------ Material provided ------

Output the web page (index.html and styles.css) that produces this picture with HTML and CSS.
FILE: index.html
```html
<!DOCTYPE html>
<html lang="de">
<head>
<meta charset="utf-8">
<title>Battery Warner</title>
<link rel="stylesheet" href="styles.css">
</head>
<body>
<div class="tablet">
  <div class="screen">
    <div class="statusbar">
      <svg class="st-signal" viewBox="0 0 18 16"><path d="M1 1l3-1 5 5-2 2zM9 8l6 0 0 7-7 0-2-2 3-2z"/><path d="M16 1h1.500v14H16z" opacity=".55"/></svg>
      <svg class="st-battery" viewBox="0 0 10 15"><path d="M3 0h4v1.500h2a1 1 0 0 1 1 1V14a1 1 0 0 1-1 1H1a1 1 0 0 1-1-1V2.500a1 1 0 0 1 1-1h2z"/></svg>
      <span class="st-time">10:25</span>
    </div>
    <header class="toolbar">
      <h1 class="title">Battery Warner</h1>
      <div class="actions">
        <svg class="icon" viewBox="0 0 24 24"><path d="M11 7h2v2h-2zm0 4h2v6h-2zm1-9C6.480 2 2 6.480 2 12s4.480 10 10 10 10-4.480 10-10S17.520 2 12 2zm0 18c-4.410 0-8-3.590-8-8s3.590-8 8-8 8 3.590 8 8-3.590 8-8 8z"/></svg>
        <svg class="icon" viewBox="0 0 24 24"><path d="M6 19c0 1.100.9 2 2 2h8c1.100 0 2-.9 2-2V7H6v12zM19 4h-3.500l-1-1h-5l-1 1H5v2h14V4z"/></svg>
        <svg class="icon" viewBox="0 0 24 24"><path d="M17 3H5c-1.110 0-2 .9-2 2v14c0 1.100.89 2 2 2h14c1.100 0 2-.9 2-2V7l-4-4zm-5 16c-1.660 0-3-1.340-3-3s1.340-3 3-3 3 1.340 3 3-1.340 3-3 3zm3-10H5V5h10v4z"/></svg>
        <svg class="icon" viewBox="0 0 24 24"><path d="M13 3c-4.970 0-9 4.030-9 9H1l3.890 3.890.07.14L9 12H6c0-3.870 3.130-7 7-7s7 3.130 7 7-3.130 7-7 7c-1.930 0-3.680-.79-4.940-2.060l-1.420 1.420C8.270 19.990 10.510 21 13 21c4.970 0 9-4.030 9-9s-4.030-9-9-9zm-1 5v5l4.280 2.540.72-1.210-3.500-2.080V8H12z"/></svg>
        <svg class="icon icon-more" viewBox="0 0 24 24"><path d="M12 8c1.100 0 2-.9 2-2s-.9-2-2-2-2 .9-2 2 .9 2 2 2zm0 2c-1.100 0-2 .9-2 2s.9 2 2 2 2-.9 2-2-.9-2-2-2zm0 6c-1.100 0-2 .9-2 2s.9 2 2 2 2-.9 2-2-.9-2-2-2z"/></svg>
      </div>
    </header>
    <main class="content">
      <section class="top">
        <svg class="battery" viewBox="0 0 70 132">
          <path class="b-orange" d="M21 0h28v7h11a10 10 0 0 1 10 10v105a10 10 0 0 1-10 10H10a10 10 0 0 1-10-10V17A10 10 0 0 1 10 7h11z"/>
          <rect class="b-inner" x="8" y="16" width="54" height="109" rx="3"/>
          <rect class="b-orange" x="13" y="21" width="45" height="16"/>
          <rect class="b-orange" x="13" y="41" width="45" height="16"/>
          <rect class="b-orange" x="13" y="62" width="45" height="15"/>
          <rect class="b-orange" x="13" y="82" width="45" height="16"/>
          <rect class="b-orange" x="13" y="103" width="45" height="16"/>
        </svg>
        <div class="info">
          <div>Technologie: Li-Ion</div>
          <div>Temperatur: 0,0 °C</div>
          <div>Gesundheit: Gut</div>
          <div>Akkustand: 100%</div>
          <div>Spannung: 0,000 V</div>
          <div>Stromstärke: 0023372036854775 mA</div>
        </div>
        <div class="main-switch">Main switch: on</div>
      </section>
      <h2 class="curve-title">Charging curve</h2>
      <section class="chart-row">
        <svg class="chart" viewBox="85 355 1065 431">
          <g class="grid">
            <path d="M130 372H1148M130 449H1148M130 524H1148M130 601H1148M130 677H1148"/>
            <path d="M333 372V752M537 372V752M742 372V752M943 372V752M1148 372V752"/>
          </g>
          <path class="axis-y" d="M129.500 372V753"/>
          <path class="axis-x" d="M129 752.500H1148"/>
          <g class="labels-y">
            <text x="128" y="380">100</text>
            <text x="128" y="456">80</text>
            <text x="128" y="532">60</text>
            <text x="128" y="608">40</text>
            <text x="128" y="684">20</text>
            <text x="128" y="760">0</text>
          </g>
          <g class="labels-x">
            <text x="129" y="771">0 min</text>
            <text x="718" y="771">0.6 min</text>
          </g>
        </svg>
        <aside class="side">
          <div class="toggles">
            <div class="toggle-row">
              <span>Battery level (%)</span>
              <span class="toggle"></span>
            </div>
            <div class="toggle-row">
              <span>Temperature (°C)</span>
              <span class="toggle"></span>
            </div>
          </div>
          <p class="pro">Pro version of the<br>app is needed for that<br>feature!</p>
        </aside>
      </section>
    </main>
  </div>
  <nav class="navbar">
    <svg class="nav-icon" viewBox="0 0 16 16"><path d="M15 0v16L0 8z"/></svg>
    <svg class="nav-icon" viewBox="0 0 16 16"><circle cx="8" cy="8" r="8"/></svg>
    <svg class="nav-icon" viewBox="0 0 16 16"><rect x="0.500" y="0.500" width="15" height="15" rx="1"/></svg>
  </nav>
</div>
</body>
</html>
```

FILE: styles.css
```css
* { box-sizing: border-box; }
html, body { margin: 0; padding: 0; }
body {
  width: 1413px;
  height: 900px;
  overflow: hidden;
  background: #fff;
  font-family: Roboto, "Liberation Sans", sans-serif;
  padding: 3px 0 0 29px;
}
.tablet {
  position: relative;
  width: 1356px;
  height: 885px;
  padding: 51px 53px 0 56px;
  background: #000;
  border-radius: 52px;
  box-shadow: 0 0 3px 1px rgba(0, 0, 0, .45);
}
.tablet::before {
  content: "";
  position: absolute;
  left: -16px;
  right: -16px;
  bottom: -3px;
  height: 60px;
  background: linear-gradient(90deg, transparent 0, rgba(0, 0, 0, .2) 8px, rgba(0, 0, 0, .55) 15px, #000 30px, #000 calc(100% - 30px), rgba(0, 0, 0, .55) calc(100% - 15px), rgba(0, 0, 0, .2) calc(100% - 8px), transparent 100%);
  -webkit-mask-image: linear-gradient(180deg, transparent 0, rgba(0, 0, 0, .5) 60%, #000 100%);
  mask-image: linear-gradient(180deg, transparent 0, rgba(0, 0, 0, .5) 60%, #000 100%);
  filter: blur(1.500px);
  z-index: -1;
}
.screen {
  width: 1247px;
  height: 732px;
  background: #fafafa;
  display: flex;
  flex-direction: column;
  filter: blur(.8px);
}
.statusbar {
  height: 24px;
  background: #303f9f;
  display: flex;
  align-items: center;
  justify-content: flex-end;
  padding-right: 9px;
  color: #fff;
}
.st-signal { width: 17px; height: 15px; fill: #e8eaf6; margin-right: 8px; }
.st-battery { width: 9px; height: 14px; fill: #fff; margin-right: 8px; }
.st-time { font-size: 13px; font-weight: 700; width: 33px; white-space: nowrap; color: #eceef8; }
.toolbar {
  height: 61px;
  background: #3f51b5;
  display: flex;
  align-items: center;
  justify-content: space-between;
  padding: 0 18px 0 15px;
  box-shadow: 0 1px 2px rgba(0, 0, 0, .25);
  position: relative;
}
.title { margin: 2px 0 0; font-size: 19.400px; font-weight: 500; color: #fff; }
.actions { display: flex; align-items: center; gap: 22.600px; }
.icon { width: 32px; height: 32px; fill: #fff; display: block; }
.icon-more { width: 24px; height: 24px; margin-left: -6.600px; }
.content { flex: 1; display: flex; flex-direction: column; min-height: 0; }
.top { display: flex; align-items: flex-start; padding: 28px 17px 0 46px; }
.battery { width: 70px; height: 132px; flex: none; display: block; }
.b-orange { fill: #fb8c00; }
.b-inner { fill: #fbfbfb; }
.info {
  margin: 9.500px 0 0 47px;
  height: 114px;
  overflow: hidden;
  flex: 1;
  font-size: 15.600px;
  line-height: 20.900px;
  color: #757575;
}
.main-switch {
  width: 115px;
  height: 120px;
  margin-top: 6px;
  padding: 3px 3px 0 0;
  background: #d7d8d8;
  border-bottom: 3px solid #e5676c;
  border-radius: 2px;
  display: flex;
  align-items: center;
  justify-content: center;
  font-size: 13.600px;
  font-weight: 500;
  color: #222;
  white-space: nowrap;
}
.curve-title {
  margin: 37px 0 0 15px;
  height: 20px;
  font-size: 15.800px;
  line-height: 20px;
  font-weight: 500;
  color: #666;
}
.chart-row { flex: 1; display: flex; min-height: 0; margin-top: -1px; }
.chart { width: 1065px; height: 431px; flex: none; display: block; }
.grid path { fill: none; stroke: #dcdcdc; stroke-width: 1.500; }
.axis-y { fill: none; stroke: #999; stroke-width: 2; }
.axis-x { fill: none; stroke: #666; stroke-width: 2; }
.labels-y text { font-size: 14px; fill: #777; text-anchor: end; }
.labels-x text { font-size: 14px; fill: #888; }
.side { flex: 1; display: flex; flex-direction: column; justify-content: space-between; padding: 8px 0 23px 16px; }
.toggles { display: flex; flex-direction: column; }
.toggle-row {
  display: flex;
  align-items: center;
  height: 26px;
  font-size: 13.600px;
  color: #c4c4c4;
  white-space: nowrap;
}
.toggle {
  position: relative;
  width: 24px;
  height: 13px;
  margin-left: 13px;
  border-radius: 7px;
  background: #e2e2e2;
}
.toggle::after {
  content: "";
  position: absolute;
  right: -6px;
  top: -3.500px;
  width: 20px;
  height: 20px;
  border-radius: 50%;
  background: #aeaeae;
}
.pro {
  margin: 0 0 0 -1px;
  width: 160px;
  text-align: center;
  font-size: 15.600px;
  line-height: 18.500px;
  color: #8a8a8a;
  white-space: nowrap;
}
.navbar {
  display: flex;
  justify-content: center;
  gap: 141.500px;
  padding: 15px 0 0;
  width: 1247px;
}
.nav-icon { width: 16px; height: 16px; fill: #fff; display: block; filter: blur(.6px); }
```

------

Work to complete:
How many lines of the listing include the string "styles"? Answer with the number alone.

Problem solution:
3